/---

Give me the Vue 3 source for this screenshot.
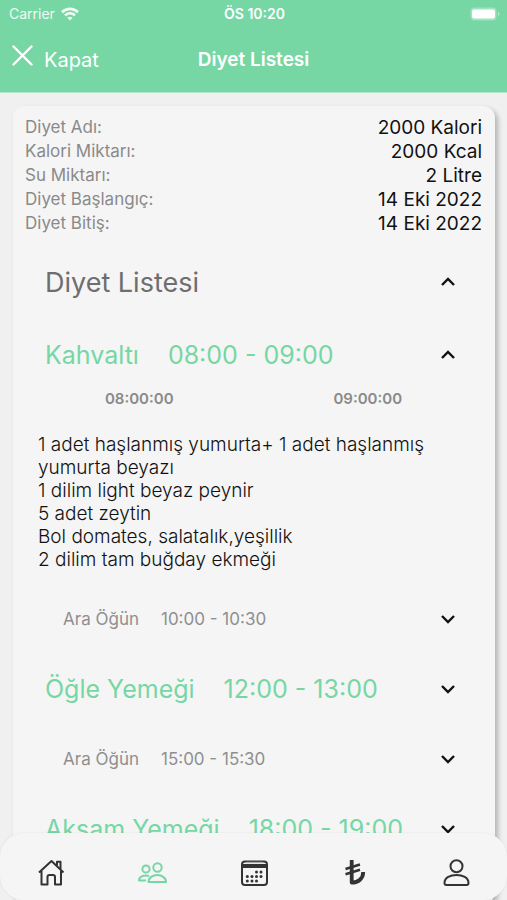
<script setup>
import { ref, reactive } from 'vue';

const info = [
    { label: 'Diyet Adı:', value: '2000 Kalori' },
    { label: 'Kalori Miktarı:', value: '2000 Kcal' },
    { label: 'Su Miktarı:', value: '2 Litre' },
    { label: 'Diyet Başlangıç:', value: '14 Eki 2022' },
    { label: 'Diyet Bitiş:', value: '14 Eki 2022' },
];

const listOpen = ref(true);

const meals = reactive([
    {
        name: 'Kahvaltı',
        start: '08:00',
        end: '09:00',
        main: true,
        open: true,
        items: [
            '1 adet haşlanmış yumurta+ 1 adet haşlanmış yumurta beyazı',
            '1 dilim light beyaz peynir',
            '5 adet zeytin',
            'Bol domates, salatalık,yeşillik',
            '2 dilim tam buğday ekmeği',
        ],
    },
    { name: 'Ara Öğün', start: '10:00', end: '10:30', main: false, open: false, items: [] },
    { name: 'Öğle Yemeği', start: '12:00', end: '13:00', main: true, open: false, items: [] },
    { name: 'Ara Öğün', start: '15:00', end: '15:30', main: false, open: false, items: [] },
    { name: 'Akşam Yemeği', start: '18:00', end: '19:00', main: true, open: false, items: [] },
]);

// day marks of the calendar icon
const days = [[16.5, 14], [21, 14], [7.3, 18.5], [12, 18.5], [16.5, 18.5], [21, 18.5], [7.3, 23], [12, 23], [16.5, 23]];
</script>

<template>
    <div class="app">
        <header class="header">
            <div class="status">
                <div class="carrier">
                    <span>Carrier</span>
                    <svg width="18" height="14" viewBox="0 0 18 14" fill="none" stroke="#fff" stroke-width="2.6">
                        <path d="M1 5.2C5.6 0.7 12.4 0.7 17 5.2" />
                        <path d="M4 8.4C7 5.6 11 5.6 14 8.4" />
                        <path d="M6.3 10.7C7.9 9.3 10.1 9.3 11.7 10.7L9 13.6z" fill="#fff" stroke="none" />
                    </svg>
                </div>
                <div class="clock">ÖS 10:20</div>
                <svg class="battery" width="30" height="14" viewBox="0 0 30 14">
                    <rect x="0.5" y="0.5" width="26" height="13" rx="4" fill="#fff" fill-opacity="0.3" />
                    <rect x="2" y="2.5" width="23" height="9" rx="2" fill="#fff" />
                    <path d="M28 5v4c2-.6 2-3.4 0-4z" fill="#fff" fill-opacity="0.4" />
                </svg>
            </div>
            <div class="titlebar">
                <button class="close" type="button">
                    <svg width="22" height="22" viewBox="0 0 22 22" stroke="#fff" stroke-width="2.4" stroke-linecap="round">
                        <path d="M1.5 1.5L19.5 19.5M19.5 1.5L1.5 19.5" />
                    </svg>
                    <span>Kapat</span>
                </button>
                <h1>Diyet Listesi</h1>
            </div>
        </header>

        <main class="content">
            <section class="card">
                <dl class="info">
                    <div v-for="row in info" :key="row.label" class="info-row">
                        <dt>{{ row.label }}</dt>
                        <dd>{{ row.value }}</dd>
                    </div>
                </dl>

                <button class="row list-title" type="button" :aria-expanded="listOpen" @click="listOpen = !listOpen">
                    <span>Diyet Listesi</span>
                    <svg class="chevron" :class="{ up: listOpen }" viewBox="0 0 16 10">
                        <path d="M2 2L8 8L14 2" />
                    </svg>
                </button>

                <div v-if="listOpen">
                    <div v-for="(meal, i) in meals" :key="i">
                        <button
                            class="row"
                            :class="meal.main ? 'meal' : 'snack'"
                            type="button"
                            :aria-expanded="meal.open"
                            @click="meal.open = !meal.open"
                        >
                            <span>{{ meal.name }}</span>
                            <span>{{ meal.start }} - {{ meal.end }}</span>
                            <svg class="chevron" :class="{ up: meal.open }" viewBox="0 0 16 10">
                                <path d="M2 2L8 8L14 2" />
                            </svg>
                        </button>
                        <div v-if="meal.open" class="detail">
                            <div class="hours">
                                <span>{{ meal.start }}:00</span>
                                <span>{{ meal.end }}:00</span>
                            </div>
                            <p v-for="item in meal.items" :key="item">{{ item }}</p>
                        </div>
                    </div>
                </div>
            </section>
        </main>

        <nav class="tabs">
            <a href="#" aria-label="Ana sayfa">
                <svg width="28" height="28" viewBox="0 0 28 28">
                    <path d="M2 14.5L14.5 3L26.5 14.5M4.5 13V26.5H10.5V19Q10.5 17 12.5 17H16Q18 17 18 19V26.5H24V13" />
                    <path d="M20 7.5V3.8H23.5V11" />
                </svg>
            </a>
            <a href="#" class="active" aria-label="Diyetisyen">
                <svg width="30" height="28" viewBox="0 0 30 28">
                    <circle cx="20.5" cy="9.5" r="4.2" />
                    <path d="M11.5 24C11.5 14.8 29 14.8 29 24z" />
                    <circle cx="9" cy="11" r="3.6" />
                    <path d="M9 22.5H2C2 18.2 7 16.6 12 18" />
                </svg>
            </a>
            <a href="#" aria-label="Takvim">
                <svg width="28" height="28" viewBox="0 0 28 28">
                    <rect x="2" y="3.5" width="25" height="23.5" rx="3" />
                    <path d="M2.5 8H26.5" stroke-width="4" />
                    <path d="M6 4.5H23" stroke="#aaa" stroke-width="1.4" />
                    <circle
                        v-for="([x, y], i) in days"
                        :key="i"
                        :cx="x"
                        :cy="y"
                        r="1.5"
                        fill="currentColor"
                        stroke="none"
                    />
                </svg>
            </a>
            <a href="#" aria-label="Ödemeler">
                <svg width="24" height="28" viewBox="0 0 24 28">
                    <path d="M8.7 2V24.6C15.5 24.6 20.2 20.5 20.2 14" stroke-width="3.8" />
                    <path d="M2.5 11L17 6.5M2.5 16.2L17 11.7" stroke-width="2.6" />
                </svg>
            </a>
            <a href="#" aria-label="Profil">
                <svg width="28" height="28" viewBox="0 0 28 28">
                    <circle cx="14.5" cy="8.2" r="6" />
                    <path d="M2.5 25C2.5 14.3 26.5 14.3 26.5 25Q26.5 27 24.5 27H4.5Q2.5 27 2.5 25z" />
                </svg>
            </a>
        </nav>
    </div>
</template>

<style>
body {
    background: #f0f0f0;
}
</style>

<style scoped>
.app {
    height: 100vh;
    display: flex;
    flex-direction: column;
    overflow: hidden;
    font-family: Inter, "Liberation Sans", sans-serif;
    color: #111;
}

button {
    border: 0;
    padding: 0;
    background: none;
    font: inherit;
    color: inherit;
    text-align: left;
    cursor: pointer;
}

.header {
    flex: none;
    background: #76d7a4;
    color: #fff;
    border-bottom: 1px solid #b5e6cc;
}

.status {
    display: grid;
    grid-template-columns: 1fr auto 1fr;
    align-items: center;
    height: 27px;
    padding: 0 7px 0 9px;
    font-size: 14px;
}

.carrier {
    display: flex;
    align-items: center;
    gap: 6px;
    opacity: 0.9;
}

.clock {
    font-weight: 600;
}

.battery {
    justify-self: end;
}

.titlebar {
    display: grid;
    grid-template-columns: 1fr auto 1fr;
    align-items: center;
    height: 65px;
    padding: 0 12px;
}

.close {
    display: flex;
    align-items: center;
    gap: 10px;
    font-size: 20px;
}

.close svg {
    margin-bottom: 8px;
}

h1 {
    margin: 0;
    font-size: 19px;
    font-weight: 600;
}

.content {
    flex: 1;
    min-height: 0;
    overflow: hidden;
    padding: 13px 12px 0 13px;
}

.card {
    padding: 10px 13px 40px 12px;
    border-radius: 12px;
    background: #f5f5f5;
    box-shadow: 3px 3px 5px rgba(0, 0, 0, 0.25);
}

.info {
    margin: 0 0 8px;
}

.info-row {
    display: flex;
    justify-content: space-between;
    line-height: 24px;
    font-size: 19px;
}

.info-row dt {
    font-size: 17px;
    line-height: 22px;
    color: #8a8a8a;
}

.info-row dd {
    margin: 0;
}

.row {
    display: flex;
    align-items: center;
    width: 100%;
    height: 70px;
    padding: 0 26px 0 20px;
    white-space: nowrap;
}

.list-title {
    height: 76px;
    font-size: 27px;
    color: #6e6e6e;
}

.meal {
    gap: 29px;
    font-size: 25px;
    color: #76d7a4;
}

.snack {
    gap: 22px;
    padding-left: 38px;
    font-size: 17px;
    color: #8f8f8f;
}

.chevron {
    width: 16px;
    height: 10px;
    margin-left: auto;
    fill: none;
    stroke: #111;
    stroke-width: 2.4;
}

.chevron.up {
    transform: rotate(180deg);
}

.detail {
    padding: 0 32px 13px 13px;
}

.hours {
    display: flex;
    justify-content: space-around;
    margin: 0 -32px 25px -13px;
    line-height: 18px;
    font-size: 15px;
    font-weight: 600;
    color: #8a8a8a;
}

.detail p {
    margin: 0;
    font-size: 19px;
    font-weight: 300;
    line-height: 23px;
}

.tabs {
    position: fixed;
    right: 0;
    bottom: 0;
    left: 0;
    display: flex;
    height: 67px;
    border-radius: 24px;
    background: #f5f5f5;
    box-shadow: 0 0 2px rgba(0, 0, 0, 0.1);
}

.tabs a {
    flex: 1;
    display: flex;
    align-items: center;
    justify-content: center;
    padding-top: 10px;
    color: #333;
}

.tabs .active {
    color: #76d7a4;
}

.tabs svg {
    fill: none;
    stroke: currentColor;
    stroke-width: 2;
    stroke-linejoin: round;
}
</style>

\---

→ **Problem description**
Please restate the material above line by line, exactly, beginning at its first line and ending with the line that contains "const listOpen = ref(true);", without any pictures.

→ **Task solution**
Give me the Vue 3 source for this screenshot.
<script setup>
import { ref, reactive } from 'vue';

const info = [
    { label: 'Diyet Adı:', value: '2000 Kalori' },
    { label: 'Kalori Miktarı:', value: '2000 Kcal' },
    { label: 'Su Miktarı:', value: '2 Litre' },
    { label: 'Diyet Başlangıç:', value: '14 Eki 2022' },
    { label: 'Diyet Bitiş:', value: '14 Eki 2022' },
];

const listOpen = ref(true);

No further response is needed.